-- Exercise description --
For each line of the data below that holds "React", copy the line.

-- Records supplied --
========================================================================

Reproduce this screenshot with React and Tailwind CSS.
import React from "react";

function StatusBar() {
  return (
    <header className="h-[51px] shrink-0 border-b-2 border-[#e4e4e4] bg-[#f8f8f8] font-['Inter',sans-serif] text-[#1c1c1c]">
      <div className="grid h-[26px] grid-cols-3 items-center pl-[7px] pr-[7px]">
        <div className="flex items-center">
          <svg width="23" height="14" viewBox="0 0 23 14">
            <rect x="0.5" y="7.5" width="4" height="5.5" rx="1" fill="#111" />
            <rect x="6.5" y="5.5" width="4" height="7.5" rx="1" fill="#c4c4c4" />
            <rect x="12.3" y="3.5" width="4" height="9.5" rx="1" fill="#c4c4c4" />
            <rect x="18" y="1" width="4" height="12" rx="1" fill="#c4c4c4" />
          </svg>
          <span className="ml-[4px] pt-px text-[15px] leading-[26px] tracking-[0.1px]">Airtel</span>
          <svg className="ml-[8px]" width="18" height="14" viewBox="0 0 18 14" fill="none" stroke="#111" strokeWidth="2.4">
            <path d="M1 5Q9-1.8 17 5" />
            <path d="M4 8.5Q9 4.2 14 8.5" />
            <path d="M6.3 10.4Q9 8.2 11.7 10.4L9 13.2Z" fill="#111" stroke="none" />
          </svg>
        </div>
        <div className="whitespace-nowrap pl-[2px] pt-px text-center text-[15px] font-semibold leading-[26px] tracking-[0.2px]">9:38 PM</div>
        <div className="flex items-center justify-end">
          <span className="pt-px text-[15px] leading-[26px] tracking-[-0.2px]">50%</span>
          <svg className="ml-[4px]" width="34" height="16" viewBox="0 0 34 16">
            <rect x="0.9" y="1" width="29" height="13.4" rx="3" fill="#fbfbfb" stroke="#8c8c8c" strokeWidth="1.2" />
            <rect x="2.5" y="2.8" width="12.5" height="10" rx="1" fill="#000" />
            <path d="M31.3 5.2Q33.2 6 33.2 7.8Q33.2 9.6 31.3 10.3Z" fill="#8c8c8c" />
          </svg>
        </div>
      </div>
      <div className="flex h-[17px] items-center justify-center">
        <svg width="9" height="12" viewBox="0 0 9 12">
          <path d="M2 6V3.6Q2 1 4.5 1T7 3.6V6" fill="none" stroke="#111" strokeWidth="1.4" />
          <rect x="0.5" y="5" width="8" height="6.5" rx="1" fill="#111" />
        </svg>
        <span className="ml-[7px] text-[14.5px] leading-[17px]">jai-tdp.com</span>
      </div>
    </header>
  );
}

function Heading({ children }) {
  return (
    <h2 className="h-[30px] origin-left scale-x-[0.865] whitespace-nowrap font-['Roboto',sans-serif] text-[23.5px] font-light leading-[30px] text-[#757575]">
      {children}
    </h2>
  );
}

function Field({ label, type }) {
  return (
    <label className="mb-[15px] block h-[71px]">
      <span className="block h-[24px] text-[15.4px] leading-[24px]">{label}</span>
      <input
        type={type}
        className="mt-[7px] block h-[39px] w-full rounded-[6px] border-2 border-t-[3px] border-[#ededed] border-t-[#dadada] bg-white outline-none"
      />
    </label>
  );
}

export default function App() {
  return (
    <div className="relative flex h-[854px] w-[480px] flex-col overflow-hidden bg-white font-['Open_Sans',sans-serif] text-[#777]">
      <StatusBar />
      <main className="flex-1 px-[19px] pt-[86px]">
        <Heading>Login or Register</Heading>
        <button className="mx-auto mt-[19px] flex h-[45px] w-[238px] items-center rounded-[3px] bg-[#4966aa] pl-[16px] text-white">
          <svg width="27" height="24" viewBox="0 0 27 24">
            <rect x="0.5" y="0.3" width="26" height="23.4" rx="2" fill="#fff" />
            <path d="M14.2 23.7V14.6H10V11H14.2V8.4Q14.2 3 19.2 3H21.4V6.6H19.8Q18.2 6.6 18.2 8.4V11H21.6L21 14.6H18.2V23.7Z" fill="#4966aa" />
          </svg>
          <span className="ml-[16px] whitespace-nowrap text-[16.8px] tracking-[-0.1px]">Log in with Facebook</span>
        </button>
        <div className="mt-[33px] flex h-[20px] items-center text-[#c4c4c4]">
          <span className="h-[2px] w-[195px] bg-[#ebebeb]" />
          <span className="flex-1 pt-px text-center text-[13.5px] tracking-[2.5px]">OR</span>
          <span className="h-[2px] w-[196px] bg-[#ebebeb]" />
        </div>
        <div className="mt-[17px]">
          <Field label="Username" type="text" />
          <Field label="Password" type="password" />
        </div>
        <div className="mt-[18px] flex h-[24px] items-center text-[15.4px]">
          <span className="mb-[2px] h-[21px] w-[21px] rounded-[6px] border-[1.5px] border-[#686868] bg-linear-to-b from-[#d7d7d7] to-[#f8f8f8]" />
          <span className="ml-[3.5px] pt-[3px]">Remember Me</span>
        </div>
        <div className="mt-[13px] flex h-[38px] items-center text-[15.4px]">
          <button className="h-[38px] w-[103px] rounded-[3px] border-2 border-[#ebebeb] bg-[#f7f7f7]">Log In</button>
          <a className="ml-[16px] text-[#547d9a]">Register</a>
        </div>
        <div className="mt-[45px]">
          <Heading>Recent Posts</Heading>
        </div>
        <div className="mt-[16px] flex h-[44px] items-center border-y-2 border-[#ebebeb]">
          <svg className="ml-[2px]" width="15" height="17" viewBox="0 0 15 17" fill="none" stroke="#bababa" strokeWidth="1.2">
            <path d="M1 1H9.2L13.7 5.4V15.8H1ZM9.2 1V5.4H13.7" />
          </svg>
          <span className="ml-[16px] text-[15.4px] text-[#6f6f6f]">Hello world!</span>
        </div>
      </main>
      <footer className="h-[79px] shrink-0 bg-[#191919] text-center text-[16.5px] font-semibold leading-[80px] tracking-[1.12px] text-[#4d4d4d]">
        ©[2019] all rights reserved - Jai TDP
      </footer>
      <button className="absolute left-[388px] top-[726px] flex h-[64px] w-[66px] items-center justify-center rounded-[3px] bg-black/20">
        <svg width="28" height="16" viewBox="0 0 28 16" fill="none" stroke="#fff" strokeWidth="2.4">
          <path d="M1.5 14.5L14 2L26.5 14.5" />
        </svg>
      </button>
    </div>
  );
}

========================================================================

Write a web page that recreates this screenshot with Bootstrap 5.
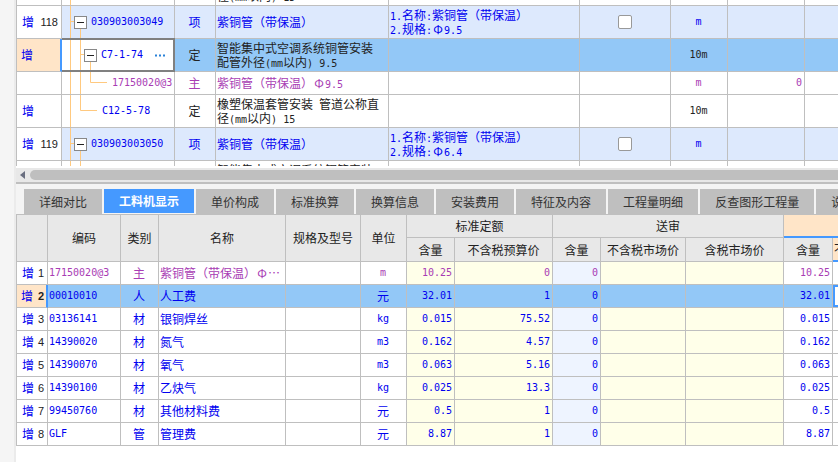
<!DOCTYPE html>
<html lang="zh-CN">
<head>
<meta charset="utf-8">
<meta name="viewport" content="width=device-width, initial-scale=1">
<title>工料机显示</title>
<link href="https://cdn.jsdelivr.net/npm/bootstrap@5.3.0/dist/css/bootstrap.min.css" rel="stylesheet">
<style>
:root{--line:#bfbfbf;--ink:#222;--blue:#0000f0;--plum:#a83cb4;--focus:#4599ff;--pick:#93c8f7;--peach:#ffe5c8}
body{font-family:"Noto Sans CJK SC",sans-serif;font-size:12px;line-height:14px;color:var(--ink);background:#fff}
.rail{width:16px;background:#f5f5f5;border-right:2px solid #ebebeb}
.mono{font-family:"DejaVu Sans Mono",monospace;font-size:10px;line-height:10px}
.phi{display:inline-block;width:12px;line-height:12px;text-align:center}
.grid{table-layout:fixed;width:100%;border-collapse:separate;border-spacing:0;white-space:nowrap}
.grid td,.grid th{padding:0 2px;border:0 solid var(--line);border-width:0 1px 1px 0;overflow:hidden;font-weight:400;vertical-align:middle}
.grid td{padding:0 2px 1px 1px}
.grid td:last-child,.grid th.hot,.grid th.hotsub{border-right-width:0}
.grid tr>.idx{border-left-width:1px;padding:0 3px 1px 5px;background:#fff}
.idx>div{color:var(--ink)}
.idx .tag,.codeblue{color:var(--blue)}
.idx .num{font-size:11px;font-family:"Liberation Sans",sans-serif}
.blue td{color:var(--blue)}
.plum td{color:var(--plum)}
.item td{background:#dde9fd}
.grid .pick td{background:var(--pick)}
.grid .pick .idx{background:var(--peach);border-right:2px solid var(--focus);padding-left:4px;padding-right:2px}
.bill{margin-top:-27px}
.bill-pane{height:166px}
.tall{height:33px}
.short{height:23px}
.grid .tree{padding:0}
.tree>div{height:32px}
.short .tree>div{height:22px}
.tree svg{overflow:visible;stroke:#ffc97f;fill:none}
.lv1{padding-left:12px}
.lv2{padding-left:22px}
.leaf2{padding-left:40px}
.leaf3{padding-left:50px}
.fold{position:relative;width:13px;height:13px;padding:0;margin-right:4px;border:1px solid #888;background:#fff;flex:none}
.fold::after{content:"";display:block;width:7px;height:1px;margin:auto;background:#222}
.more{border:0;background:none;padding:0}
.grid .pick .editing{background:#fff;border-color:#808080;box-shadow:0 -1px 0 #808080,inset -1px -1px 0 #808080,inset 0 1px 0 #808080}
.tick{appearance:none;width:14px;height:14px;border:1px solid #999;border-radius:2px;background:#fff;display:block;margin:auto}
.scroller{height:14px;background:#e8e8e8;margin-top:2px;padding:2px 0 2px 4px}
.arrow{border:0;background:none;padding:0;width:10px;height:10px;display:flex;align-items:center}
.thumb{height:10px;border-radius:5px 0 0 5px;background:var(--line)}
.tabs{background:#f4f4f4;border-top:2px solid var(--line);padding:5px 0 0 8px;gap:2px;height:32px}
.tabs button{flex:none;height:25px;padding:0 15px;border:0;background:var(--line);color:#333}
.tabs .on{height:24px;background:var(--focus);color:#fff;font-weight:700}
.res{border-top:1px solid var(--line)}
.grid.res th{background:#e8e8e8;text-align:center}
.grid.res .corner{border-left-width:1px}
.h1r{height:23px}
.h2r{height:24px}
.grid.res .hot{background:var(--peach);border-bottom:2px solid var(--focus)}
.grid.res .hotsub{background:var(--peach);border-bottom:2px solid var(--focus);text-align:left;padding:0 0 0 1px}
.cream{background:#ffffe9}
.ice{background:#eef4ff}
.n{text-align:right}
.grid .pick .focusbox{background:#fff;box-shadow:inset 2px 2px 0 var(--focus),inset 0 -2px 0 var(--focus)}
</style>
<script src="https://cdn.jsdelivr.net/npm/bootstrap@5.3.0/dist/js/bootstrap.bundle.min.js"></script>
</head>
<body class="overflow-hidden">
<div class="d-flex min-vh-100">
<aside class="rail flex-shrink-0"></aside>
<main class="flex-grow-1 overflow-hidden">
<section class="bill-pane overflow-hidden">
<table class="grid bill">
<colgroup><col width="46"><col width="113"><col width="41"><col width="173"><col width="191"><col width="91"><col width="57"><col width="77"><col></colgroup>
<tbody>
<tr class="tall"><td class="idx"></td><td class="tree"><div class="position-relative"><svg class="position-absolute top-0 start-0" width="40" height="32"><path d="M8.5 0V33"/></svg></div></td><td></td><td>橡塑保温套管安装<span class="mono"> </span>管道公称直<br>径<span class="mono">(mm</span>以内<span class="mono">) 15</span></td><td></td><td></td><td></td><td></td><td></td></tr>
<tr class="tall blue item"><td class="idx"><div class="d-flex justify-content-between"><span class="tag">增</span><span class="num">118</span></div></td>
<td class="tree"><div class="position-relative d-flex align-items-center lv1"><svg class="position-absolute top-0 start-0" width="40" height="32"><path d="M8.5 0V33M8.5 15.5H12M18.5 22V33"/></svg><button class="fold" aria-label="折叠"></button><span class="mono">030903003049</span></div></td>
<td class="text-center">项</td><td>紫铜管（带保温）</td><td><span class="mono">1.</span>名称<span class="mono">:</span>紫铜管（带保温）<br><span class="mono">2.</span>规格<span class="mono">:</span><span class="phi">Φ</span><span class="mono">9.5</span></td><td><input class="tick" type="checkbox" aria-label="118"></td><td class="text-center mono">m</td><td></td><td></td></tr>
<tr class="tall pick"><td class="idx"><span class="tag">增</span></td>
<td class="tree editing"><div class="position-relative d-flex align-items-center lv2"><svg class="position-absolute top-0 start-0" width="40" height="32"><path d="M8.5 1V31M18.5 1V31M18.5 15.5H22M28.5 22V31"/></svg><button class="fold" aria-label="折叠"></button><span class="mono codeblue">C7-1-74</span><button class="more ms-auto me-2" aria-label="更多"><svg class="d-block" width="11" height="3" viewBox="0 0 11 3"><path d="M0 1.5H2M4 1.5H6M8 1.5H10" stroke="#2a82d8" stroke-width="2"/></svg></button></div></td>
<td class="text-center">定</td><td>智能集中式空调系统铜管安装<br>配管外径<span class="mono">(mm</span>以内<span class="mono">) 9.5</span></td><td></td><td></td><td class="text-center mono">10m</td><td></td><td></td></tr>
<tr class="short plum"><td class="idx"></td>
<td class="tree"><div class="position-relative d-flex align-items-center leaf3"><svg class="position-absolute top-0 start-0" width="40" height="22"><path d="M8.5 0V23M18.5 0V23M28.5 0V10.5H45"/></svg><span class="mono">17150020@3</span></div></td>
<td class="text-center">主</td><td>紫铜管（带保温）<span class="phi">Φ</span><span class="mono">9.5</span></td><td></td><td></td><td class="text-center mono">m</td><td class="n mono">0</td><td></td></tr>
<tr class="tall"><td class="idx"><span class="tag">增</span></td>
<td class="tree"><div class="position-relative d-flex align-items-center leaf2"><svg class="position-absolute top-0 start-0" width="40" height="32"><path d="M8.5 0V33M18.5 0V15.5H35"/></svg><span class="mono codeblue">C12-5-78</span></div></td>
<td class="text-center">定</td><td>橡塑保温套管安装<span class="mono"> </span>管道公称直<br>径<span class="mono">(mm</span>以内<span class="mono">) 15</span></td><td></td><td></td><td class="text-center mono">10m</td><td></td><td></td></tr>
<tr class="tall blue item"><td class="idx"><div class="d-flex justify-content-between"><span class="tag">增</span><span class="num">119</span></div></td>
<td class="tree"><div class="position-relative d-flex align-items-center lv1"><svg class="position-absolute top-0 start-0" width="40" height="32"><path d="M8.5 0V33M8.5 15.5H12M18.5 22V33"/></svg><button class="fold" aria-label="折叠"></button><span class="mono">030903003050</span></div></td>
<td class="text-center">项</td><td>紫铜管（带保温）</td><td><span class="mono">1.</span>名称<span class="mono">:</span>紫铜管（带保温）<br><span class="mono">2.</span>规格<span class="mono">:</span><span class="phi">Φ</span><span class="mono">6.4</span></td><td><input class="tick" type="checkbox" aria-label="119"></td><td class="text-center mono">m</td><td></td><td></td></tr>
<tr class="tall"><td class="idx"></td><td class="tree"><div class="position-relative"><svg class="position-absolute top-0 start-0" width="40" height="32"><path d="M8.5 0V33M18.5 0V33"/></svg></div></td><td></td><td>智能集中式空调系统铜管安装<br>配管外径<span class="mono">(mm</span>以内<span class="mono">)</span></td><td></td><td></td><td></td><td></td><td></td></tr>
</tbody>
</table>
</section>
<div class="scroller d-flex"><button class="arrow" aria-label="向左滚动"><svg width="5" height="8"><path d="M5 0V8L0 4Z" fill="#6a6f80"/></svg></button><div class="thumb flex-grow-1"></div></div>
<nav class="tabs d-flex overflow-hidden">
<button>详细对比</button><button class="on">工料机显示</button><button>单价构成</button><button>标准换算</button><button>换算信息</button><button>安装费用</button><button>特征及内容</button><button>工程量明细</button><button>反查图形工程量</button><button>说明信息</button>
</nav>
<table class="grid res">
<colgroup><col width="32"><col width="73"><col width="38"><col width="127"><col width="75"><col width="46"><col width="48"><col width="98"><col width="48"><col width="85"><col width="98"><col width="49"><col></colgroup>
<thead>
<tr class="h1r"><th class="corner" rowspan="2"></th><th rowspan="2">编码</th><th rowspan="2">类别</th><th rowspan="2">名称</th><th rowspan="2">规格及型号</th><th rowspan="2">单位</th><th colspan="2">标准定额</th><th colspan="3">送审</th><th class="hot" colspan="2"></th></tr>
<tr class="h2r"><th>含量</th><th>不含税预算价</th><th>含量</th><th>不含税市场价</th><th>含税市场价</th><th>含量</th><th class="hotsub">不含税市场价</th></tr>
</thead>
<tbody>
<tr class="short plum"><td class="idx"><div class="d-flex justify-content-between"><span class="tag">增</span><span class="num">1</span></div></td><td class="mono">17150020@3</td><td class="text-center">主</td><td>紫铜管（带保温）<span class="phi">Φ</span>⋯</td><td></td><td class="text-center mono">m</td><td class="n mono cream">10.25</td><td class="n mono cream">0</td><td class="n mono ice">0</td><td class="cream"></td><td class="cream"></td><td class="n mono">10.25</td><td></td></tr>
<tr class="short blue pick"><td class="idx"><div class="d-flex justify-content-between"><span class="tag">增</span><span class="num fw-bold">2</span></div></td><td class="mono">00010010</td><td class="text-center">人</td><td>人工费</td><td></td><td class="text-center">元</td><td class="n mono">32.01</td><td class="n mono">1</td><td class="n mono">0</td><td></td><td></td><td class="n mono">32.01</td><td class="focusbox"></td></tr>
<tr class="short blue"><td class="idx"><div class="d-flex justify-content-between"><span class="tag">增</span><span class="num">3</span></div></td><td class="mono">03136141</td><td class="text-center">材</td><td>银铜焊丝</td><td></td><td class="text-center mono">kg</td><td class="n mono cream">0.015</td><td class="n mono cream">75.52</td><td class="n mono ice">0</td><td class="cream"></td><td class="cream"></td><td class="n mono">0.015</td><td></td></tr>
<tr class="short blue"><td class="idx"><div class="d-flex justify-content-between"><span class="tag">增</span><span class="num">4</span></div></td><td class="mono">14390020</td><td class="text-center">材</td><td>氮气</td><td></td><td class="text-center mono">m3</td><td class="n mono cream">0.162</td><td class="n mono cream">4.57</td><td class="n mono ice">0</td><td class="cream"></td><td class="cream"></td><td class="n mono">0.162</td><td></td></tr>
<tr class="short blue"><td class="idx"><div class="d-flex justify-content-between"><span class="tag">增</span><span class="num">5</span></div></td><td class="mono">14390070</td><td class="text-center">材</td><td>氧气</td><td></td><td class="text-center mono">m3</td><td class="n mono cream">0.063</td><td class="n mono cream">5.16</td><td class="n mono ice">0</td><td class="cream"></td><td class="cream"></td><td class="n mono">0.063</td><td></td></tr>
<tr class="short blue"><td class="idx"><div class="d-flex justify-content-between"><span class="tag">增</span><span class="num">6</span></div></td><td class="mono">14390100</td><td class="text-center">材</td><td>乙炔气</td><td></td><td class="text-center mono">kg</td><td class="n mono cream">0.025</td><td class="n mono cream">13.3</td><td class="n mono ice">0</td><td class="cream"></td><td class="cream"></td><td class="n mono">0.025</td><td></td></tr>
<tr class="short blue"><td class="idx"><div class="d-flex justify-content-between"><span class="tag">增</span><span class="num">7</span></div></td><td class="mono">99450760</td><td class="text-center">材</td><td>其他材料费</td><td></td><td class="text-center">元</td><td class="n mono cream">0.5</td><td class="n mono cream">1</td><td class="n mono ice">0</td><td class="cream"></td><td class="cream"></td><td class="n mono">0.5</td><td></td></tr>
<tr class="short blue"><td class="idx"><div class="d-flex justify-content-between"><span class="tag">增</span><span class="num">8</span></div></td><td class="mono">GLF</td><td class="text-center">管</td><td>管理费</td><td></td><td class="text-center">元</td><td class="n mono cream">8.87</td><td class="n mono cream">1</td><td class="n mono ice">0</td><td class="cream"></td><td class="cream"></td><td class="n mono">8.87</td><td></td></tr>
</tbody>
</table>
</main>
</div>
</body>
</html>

========================================================================

-- Reply to the exercise --
Reproduce this screenshot with React and Tailwind CSS.
import React from "react";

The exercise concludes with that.